→ **DO THIS**
Copy nothing but the stretch that opens with the line containing "Output the component" and closes with the line containing "const button = 'h-[22px]". Keep pictures out.

→ **DATASET CONTENT**
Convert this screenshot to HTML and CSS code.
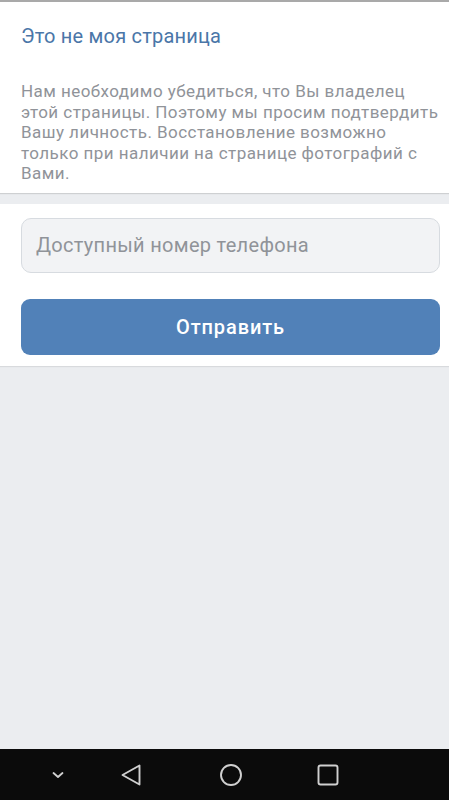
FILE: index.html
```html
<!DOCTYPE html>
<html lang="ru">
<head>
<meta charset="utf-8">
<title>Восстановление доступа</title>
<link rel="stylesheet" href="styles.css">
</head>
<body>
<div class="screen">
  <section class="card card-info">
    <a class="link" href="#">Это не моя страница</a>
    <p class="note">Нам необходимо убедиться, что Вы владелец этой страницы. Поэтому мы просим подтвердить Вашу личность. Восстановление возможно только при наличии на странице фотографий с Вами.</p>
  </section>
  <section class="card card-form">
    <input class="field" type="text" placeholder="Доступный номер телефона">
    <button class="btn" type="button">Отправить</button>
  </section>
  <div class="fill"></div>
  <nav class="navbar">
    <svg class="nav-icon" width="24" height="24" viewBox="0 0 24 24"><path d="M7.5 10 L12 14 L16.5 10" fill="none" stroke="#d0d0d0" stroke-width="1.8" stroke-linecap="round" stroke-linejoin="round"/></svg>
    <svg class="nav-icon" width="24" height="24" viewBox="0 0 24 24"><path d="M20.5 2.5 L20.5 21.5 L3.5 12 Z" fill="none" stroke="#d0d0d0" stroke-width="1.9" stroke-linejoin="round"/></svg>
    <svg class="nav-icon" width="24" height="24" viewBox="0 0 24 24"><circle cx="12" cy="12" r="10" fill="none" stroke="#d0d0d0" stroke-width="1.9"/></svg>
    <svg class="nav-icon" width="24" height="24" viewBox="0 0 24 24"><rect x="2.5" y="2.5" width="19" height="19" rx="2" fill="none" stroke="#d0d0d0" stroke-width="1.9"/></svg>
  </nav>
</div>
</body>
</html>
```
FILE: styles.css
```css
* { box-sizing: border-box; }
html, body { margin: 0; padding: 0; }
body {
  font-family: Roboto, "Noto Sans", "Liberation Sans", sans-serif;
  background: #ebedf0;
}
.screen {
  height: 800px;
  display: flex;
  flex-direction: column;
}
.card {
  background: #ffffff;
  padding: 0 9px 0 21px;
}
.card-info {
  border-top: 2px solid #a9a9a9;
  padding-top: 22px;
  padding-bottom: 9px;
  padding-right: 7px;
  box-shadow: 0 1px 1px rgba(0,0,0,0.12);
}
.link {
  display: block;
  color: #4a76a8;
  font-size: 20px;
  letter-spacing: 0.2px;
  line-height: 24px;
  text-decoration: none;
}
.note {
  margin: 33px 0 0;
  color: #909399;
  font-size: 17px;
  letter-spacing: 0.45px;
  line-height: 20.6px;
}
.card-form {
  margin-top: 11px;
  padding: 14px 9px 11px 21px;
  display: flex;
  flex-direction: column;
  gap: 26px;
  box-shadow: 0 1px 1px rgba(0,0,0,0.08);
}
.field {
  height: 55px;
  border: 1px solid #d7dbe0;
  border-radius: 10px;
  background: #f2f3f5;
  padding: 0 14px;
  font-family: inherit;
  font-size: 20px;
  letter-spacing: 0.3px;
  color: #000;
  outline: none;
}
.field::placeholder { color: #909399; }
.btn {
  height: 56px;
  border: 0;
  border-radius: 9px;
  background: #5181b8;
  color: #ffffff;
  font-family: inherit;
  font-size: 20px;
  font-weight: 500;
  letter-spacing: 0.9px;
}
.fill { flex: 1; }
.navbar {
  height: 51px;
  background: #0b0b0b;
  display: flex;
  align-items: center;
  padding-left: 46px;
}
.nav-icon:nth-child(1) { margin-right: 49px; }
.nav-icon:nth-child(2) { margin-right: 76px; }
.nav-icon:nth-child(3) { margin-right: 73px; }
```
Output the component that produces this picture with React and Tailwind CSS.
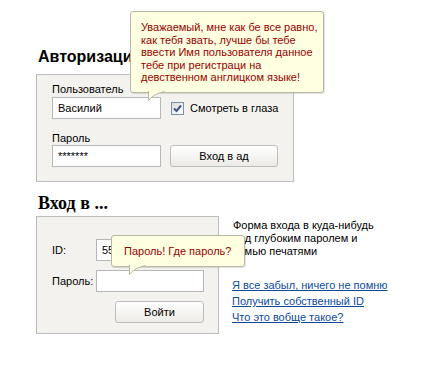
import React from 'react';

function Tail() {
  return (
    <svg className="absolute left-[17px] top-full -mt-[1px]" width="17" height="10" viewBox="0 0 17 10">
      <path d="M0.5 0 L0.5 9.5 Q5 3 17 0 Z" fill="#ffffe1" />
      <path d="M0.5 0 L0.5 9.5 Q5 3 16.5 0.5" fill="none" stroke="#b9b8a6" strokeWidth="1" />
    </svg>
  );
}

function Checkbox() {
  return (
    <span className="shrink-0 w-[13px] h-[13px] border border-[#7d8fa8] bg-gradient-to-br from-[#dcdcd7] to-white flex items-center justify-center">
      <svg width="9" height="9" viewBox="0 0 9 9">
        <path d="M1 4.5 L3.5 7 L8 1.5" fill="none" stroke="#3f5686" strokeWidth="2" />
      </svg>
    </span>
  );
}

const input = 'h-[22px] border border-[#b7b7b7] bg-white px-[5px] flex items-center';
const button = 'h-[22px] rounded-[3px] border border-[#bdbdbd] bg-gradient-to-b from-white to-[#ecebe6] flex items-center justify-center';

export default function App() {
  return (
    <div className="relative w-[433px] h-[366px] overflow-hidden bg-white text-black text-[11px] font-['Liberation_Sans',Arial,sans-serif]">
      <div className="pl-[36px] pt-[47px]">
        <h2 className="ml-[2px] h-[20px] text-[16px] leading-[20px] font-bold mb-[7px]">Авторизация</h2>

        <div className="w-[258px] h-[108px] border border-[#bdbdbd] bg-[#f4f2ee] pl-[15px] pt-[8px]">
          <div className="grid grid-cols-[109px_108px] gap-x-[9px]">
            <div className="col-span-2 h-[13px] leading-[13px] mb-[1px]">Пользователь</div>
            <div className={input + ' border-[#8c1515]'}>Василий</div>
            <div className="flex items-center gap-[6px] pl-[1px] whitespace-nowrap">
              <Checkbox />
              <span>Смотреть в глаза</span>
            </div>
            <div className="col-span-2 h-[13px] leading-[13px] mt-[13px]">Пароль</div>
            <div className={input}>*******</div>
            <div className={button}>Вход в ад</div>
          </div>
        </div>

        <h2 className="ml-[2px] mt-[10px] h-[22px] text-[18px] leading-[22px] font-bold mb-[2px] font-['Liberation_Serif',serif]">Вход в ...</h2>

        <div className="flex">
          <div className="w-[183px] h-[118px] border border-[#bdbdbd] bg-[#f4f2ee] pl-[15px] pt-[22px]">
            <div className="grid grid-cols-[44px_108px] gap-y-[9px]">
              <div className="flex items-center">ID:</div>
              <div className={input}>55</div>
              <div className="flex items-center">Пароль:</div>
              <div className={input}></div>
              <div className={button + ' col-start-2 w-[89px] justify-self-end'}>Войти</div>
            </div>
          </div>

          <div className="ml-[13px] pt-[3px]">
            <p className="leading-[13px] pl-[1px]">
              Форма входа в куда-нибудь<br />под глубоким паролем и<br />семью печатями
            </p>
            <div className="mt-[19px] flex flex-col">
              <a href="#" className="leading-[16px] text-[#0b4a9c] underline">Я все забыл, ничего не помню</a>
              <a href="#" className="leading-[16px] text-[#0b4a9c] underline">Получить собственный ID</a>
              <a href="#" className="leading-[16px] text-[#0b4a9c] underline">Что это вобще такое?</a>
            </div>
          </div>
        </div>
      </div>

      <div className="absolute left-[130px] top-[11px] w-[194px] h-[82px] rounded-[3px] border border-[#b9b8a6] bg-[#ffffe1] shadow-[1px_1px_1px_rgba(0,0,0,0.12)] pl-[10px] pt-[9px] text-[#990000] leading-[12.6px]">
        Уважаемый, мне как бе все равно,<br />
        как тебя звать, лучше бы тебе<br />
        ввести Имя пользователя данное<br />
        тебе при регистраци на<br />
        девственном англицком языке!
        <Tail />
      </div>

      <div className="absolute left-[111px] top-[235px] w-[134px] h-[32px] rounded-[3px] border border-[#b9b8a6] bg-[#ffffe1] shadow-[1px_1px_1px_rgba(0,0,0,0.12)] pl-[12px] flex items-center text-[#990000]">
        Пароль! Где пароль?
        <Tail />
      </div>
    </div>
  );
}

---

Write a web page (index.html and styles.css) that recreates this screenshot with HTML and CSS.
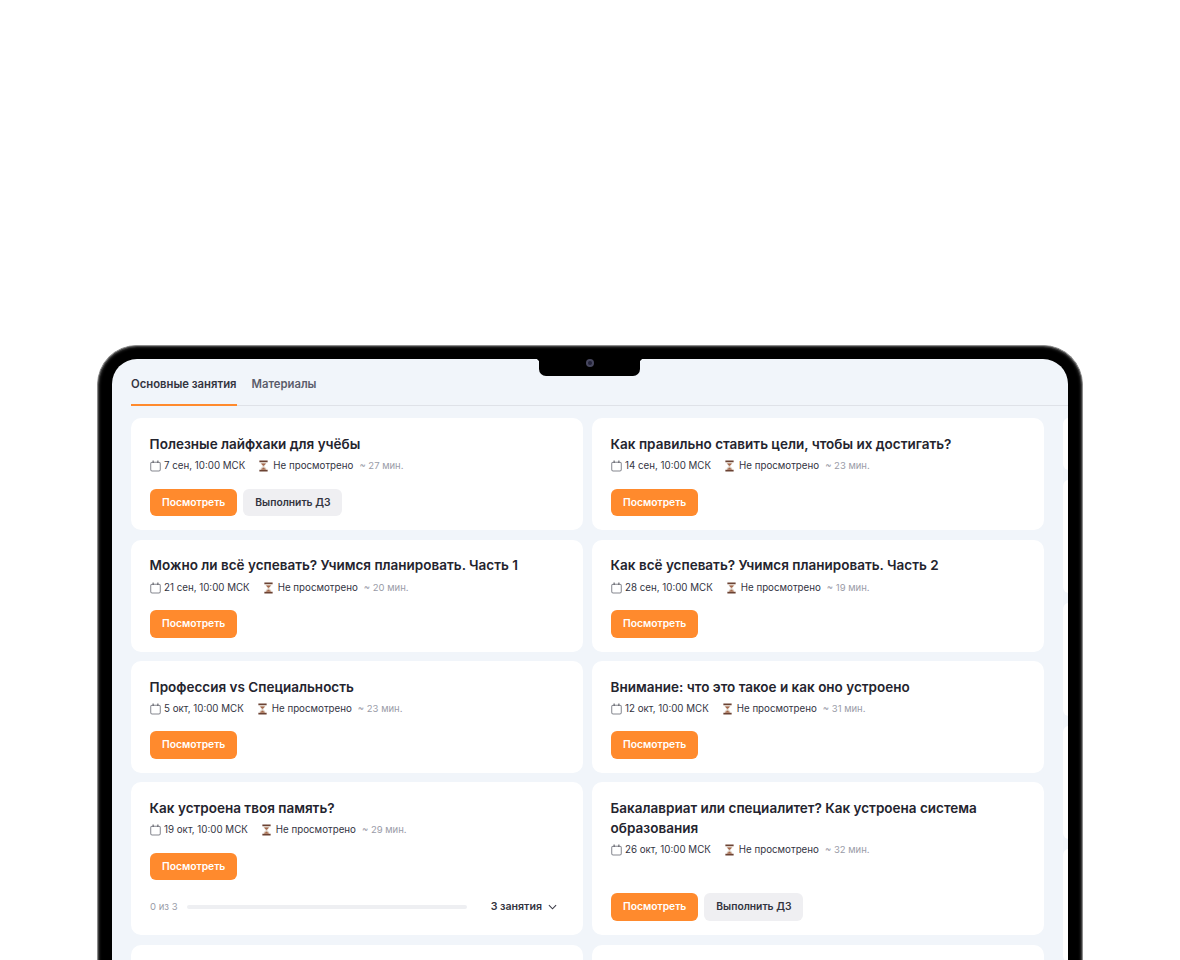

* * *

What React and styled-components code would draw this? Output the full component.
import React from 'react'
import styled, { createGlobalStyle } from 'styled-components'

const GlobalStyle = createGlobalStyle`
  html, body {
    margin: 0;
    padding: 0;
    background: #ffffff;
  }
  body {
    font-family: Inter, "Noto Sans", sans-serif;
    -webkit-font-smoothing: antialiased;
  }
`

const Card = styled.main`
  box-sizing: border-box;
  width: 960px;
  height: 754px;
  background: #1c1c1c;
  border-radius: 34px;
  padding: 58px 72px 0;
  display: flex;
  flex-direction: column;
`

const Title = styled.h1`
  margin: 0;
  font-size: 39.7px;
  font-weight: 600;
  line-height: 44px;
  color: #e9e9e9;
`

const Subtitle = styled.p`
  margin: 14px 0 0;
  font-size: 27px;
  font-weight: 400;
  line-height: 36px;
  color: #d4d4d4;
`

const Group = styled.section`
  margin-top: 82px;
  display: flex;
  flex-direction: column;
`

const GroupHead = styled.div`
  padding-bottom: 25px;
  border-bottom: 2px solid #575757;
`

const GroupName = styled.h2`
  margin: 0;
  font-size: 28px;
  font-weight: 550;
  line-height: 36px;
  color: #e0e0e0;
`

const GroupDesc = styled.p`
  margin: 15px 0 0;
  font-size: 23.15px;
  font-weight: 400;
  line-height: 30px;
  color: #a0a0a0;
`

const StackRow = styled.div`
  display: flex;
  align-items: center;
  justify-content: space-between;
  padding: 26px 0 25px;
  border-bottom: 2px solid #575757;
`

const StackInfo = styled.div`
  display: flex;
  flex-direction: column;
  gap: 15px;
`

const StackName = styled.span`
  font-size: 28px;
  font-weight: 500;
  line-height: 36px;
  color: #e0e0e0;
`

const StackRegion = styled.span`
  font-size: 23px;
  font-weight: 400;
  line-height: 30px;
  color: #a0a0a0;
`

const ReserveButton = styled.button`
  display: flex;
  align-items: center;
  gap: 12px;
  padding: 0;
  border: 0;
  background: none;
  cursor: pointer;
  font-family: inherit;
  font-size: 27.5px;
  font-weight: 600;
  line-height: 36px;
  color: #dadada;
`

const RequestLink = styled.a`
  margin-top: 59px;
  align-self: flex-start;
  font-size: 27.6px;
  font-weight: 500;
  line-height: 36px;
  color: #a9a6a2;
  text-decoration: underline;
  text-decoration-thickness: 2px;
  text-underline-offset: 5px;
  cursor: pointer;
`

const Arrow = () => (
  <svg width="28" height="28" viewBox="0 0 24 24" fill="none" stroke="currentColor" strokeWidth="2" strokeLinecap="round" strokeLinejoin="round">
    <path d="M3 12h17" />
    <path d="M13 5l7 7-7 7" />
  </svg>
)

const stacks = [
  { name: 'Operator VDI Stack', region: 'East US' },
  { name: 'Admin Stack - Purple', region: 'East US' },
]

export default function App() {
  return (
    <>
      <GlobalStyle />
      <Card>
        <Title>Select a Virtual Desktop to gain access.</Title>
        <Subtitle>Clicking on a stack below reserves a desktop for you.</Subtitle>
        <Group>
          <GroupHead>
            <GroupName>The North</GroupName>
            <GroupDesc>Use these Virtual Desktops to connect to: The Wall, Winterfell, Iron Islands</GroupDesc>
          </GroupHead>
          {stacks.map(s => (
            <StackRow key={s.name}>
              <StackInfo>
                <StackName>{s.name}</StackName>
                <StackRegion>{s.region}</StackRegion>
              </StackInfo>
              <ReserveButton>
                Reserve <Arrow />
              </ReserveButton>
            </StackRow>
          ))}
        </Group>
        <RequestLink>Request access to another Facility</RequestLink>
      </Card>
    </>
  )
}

→ **RESULT FOR THIS EXERCISE**
Output the component that produces this picture with React and Tailwind CSS.
import React from 'react';

function Tail() {
  return (
    <svg className="absolute left-[17px] top-full -mt-[1px]" width="17" height="10" viewBox="0 0 17 10">
      <path d="M0.5 0 L0.5 9.5 Q5 3 17 0 Z" fill="#ffffe1" />
      <path d="M0.5 0 L0.5 9.5 Q5 3 16.5 0.5" fill="none" stroke="#b9b8a6" strokeWidth="1" />
    </svg>
  );
}

function Checkbox() {
  return (
    <span className="shrink-0 w-[13px] h-[13px] border border-[#7d8fa8] bg-gradient-to-br from-[#dcdcd7] to-white flex items-center justify-center">
      <svg width="9" height="9" viewBox="0 0 9 9">
        <path d="M1 4.5 L3.5 7 L8 1.5" fill="none" stroke="#3f5686" strokeWidth="2" />
      </svg>
    </span>
  );
}

const input = 'h-[22px] border border-[#b7b7b7] bg-white px-[5px] flex items-center';
const button = 'h-[22px] rounded-[3px] border border-[#bdbdbd] bg-gradient-to-b from-white to-[#ecebe6] flex items-center justify-center';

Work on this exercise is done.